Her failing health drew statements of concern and affection from many, especially in the extended world of Bush friends, allies and former aides.
Andrew H. Card Jr., who was transportation secretary in the first Bush administration and White House chief of staff in the second, had lunch with Barbara and George Bush a few weeks ago and said the former first lady still retained her spirit.
“She is more than a matriarch,” Mr. Card said by telephone on Sunday. “She was a greater conscience to her husband, to her sons, to her daughter and to those who had the benefit of being in her proximity. She was an unvarnished purveyor of the truth and motivated us all to be better people. And she was also contagious with love.”

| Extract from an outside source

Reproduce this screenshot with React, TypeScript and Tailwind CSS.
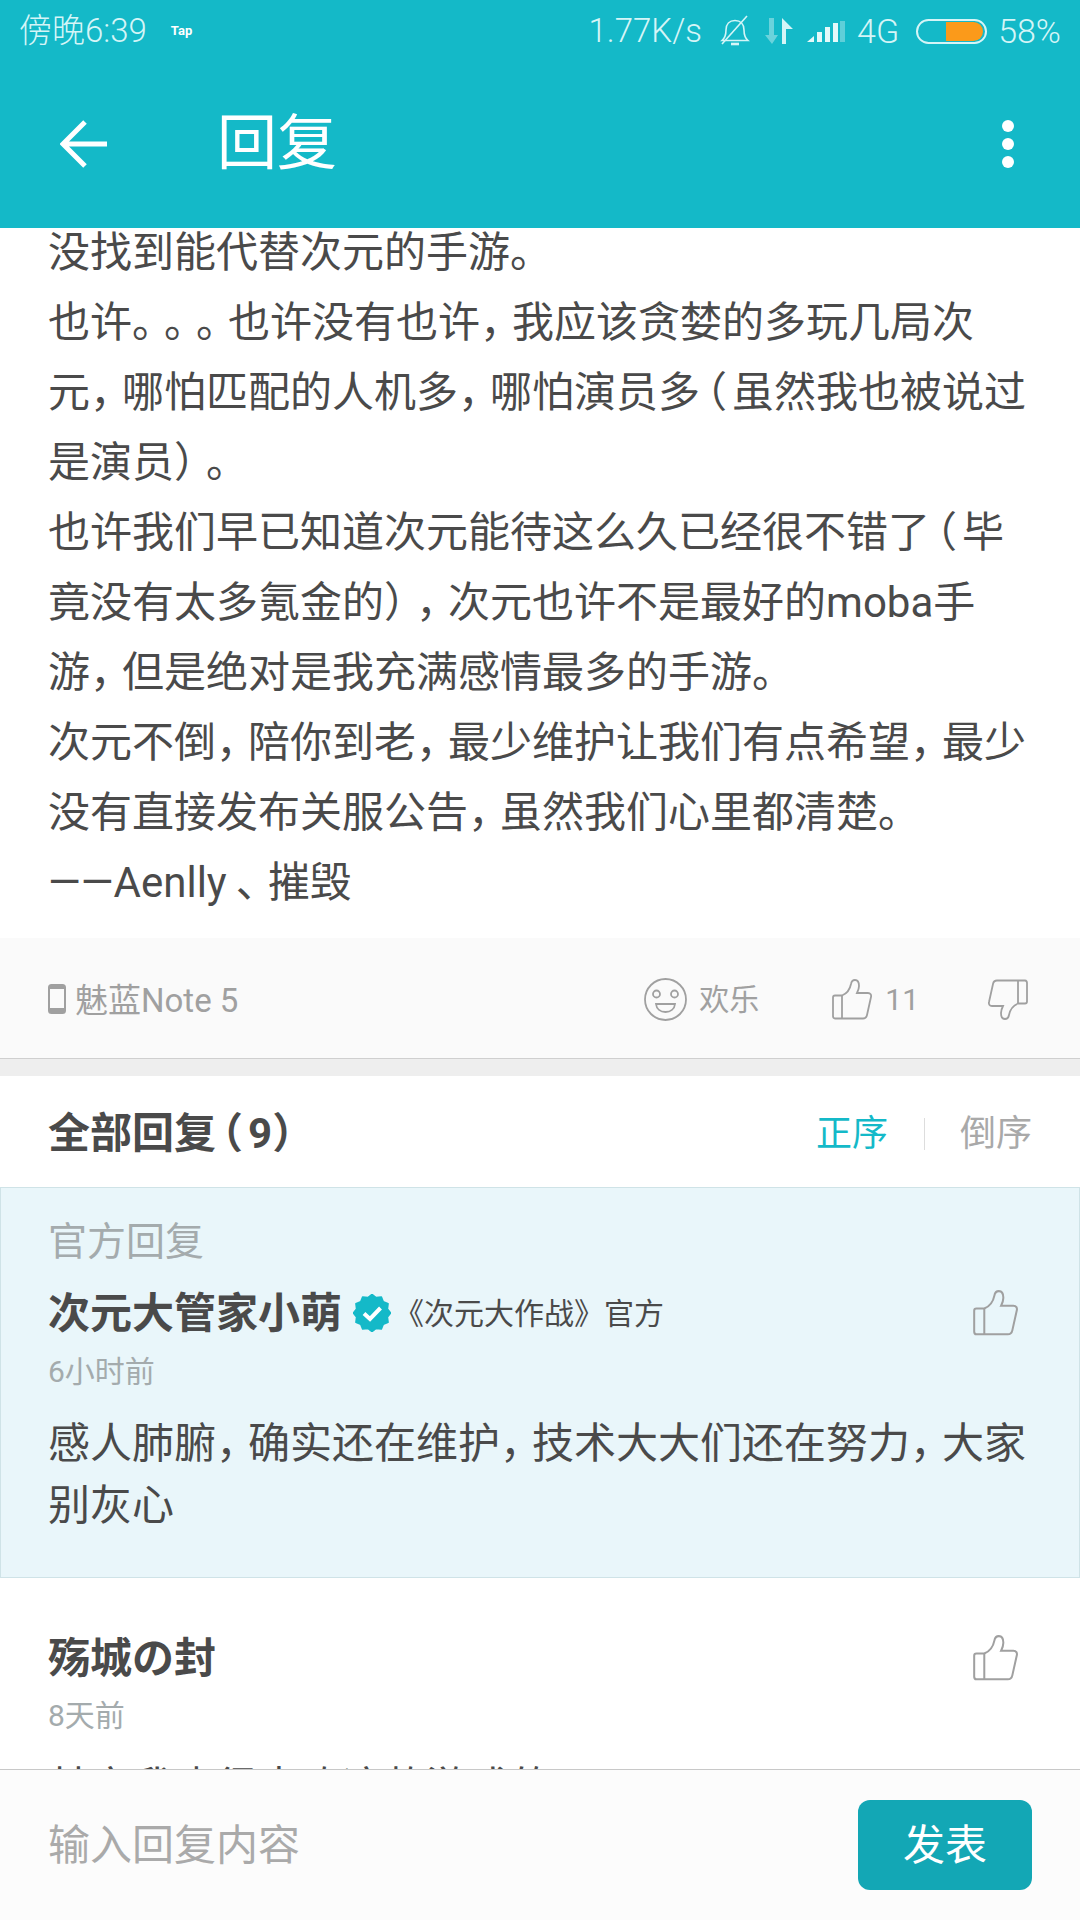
import React from "react";

const post = [
  "没找到能代替次元的手游。",
  "也许。。。也许没有也许，我应该贪婪的多玩几局次",
  "元，哪怕匹配的人机多，哪怕演员多（虽然我也被说过",
  "是演员）。",
  "也许我们早已知道次元能待这么久已经很不错了（毕",
  "竟没有太多氪金的），次元也许不是最好的moba手",
  "游，但是绝对是我充满感情最多的手游。",
  "次元不倒，陪你到老，最少维护让我们有点希望，最少",
  "没有直接发布关服公告，虽然我们心里都清楚。",
  "——Aenlly、摧毁",
];

const punctClass = (p: string) => {
  if (p === "（") return "ml-[-15px] mr-[5px]";
  if (p === "、") return "ml-[9px] tracking-[-10px]";
  return "tracking-[-10px]";
};

const Line = ({ text }: { text: string }) => (
  <div className="whitespace-nowrap [text-spacing-trim:space-all]">
    {text.split(/([，。（）、])/).map((part, i) =>
      i % 2 === 1 ? (
        <span key={i} className={punctClass(part)}>
          {part}
        </span>
      ) : (
        <span key={i}>{part}</span>
      )
    )}
  </div>
);

const ThumbUp = ({ className }: { className: string }) => (
  <svg viewBox="0 0 40 41" fill="none" stroke="currentColor" strokeWidth="1.8" className={className}>
    <path d="M3 16.5H10C15 14.5 18 10 19 5C19.5 2 21 1 23 1C26 1 27 4 27 7C27 10 26 12 25 14H36C38.5 14 39.5 16 39 18L35 36C34.5 38.5 33 39.5 31 39.5H3C1.5 39.5 1 38.5 1 37V18.5C1 17.5 1.5 16.5 3 16.5Z" />
    <path d="M10 16.5V39.5" />
  </svg>
);

const badgePoints = Array.from({ length: 24 }, (_, i) => {
  const r = i % 2 === 0 ? 18.6 : 16;
  const a = (i * Math.PI) / 12;
  return `${(19 + r * Math.sin(a)).toFixed(2)},${(19 - r * Math.cos(a)).toFixed(2)}`;
}).join(" ");

export default function App() {
  return (
    <div className="flex h-[1920px] w-[1080px] flex-col overflow-hidden bg-white font-['Roboto','Noto_Sans_CJK_SC',sans-serif] text-[#4a4a4a]">
      <header className="h-[228px] shrink-0 bg-[#14b9c8]">
        <div className="flex h-[62px] items-center pl-[19px] pr-[19px] text-[#d5f5f7]">
          <span className="text-[33px] font-light">傍晚6:39</span>
          <span className="ml-[24px] text-[13px] font-bold text-white">Tap</span>
          <div className="ml-auto flex items-center">
            <span className="text-[33px] font-light">1.77K/s</span>
            <svg viewBox="0 0 30 32" fill="none" stroke="currentColor" strokeWidth="1.6" className="ml-[18px] h-[32px] w-[30px]">
              <path d="M2 25.5C5 23 6 20 6 15C6 9 9.5 5.5 15 5.5C20.5 5.5 24 9 24 15C24 20 25 23 28 25.5Z" />
              <path d="M2 29L27 1" />
              <path d="M11 29H19" strokeWidth="2.6" />
            </svg>
            <svg viewBox="0 0 28 26" className="ml-[15px] h-[26px] w-[28px]">
              <path d="M4 0H9V17H13L7 26L0 17H4Z" fill="#6ad3dc" />
              <path d="M17 26V0L28 11H21V26Z" fill="#d5f5f7" />
            </svg>
            <svg viewBox="0 0 38 21" className="ml-[14px] h-[21px] w-[38px]">
              <path d="M0 21L7 15V21Z" fill="#e4f9fa" />
              <rect x="10" y="11" width="5" height="10" fill="#e4f9fa" />
              <rect x="18" y="6" width="5" height="15" fill="#e4f9fa" />
              <rect x="26" y="2" width="5" height="19" fill="#e4f9fa" />
              <rect x="33" y="0" width="5" height="21" fill="#5fcfd9" />
            </svg>
            <span className="ml-[12px] text-[34px] font-light">4G</span>
            <div className="relative ml-[17px] h-[25px] w-[71px] rounded-full border-2 border-[#d5f5f7]">
              <div className="absolute bottom-[1px] right-[2px] top-[1px] w-[37px] rounded-r-full bg-[#fb9a1a]" />
            </div>
            <span className="ml-[11px] text-[34px] font-light">58%</span>
          </div>
        </div>
        <div className="flex h-[166px] items-center pb-[2px] pl-[60px] pr-[66px] text-white">
          <svg viewBox="0 0 48 48" fill="none" stroke="currentColor" strokeWidth="5" className="h-[48px] w-[48px]">
            <path d="M47 24H4M25 2L3 24L25 46" />
          </svg>
          <span className="ml-[109px] text-[60px] leading-none">回复</span>
          <div className="ml-auto flex flex-col gap-[6px]">
            <div className="h-[12px] w-[12px] rounded-full bg-white" />
            <div className="h-[12px] w-[12px] rounded-full bg-white" />
            <div className="h-[12px] w-[12px] rounded-full bg-white" />
          </div>
        </div>
      </header>

      <main className="min-h-0 flex-1 overflow-hidden">
        <div className="-mt-[10px] px-[48px] pb-[20px] text-[42px] leading-[70px]">
          {post.map((l) => (
            <Line key={l} text={l} />
          ))}
        </div>

        <div className="flex h-[121px] items-center border-b border-[#cfcfcf] bg-[#fafafa] pl-[48px] pr-[52px] pt-[2px] text-[#a0a0a0]">
          <svg viewBox="0 0 18 30" fill="none" className="h-[30px] w-[18px]">
            <rect x="1" y="1" width="16" height="28" rx="2.5" stroke="#a0a0a0" strokeWidth="2" />
            <rect x="1" y="1" width="16" height="4" fill="#a0a0a0" />
            <rect x="1" y="24" width="16" height="5" fill="#a0a0a0" />
          </svg>
          <span className="ml-[9px] mt-[3px] text-[33px]">魅蓝Note 5</span>
          <svg viewBox="0 0 43 43" fill="none" stroke="currentColor" strokeWidth="1.8" className="ml-auto h-[43px] w-[43px]">
            <circle cx="21.5" cy="21.5" r="20.5" />
            <circle cx="12.5" cy="16" r="3.5" />
            <circle cx="30.5" cy="16" r="3.5" />
            <path d="M12 26H31C30.5 31 26.5 34 21.5 34C16.5 34 12.5 31 12 26Z" />
          </svg>
          <span className="ml-[12px] text-[30px]">欢乐</span>
          <ThumbUp className="ml-[73px] h-[41px] w-[40px]" />
          <span className="ml-[13px] text-[30px]">11</span>
          <ThumbUp className="ml-[69px] h-[41px] w-[40px] rotate-180" />
        </div>

        <div className="h-[17px] bg-[#eeeeee]" />

        <div className="flex h-[111px] items-center pl-[48px] pr-[48px] pt-[4px]">
          <div className="text-[42px] font-bold">
            <Line text="全部回复（9）" />
          </div>
          <span className="ml-auto text-[36px] text-[#14b9c8]">正序</span>
          <div className="ml-[36px] h-[32px] w-px bg-[#dddddd]" />
          <span className="ml-[35px] text-[36px] text-[#a9a9a9]">倒序</span>
        </div>

        <section className="h-[391px] border border-[#cfe3e7] bg-[#e9f6fa] pl-[47px] pr-[47px] pt-[28px]">
          <div className="text-[39px] leading-[52px] text-[#a4abad]">官方回复</div>
          <div className="mt-[17px] flex h-[56px] items-center">
            <span className="text-[42px] font-bold">次元大管家小萌</span>
            <svg viewBox="0 0 38 38" className="ml-[11px] h-[38px] w-[38px]">
              <polygon points={badgePoints} fill="#14b9c8" stroke="#14b9c8" strokeWidth="1.5" strokeLinejoin="round" />
              <path d="M11 19.5L17 25L27.5 14" fill="none" stroke="white" strokeWidth="4" />
            </svg>
            <span className="ml-[3px] text-[30px]">《次元大作战》官方</span>
            <ThumbUp className="ml-auto mr-[14px] h-[46px] w-[45px] text-[#a0a0a0]" />
          </div>
          <div className="mt-[11px] text-[30px] leading-[40px] text-[#a4abad]">6小时前</div>
          <div className="mt-[21px] text-[42px] leading-[62px]">
            <Line text="感人肺腑，确实还在维护，技术大大们还在努力，大家" />
            <Line text="别灰心" />
          </div>
        </section>

        <div className="px-[48px]">
          <div className="mt-[52px] flex h-[56px] items-center">
            <span className="text-[42px] font-bold">殇城の封</span>
            <ThumbUp className="ml-auto mr-[14px] h-[46px] w-[45px] text-[#a0a0a0]" />
          </div>
          <div className="mt-[10px] text-[30px] leading-[40px] text-[#a4abad]">8天前</div>
          <div className="mt-[21px] text-[42px] leading-[62px]">
            <Line text="其实我也很喜欢这款游戏的" />
          </div>
        </div>
      </main>

      <footer className="flex h-[151px] shrink-0 items-center justify-between border-t border-[#c8c8c8] bg-[#fcfcfc] pl-[48px] pr-[48px]">
        <span className="text-[42px] text-[#aaaaaa]">输入回复内容</span>
        <button className="flex h-[90px] w-[174px] items-center justify-center rounded-[12px] bg-[#13a7b5] text-[42px] text-white">
          发表
        </button>
      </footer>
    </div>
  );
}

Born Barbara Pierce on June 8, 1925, she grew up in Rye, N.Y., and was 16 when she met George Bush at a school dance. They stayed in touch when he enlisted as a Navy pilot in World War II and married in 1945. They moved to Texas, where Mr. Bush built an oil business and eventually ran for office. She helped his political career with a methodically kept card file of people he met, building a network that the two would maintain throughout their lives.

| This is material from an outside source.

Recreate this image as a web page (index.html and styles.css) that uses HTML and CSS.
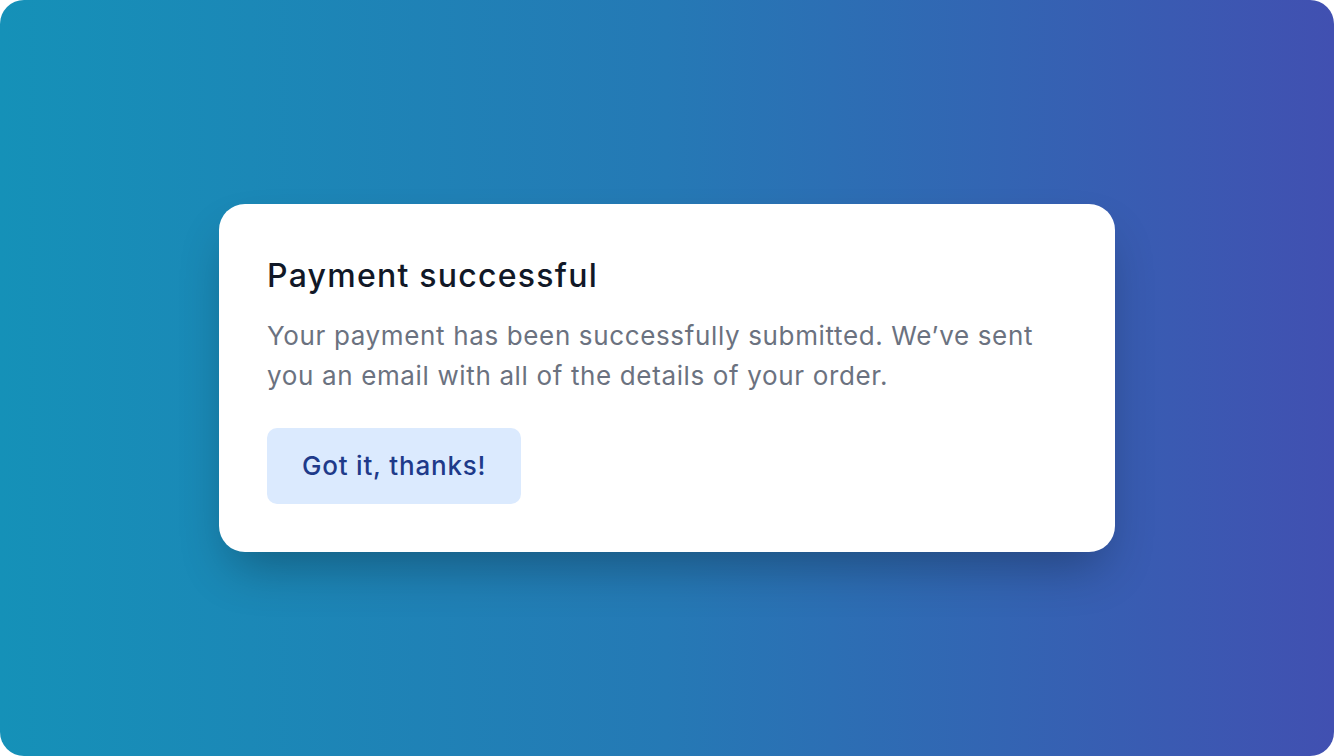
FILE: index.html
```html
<!DOCTYPE html>
<html lang="en">
<head>
<meta charset="utf-8">
<title>Payment successful</title>
<link rel="stylesheet" href="styles.css">
</head>
<body>
<div class="stage">
  <div class="card">
    <h1 class="title">Payment successful</h1>
    <p class="message">Your payment has been successfully submitted. We’ve sent you an email with all of the details of your order.</p>
    <div class="actions">
      <button class="btn" type="button">Got it, thanks!</button>
    </div>
  </div>
</div>
</body>
</html>
```

FILE: styles.css
```css
* { box-sizing: border-box; }
html, body {
  margin: 0;
  padding: 0;
  background: #ffffff;
}
body {
  font-family: Inter, "Noto Sans", "Liberation Sans", sans-serif;
  -webkit-font-smoothing: antialiased;
}
.stage {
  width: 1334px;
  height: 756px;
  border-radius: 24px;
  background: linear-gradient(to right, #1591b8 0%, #2579b5 50%, #4150b1 100%);
  display: flex;
  align-items: center;
  justify-content: center;
  overflow: hidden;
}
.card {
  width: 896px;
  background: #ffffff;
  border-radius: 26px;
  padding: 48px;
  box-shadow: 0 25px 50px -12px rgba(0, 0, 0, 0.3);
}
.title {
  margin: 0;
  font-size: 32px;
  line-height: 48px;
  font-weight: 500;
  color: #111827;
  letter-spacing: 1.25px;
}
.message {
  margin: 16px 0 0;
  font-size: 26px;
  line-height: 40px;
  color: #6b7280;
  font-weight: 400;
  letter-spacing: 0.64px;
}
.actions {
  margin-top: 32px;
  display: flex;
}
.btn {
  font-family: inherit;
  font-size: 26px;
  line-height: 36px;
  font-weight: 500;
  color: #1e3a8a;
  background: #dbeafe;
  border: none;
  border-radius: 10px;
  padding: 20px 35px;
  letter-spacing: 0.8px;
  cursor: pointer;
}
```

Mr. Bush was elected vice president in 1980, and president eight years later. Mrs. Bush served as first lady from 1989 to 1993, the silver-haired matron of the White House who promoted literacy and became known for her bracing candor and sometimes tart tongue that belied her grandmotherly image. She founded the Barbara Bush Foundation for Family Literacy and wrote two autobiographies, plus two books in the voices of family dogs, C. Fred and Millie.
She and Mr. Bush had six children, two of whom would go on to run for president — George W., who won twice, and Jeb, who lost the Republican nomination in 2016 — as well as 17 grandchildren and seven great-grandchildren. Mrs. Bush joined Abigail Adams as the only woman in American history to be the wife and mother of presidents.
Their first daughter, Robin, died of leukemia at age 3 and is buried at the George Bush Presidential Library and Museum in College Station, Tex. Mr. and Mrs. Bush plan to be interred next to her.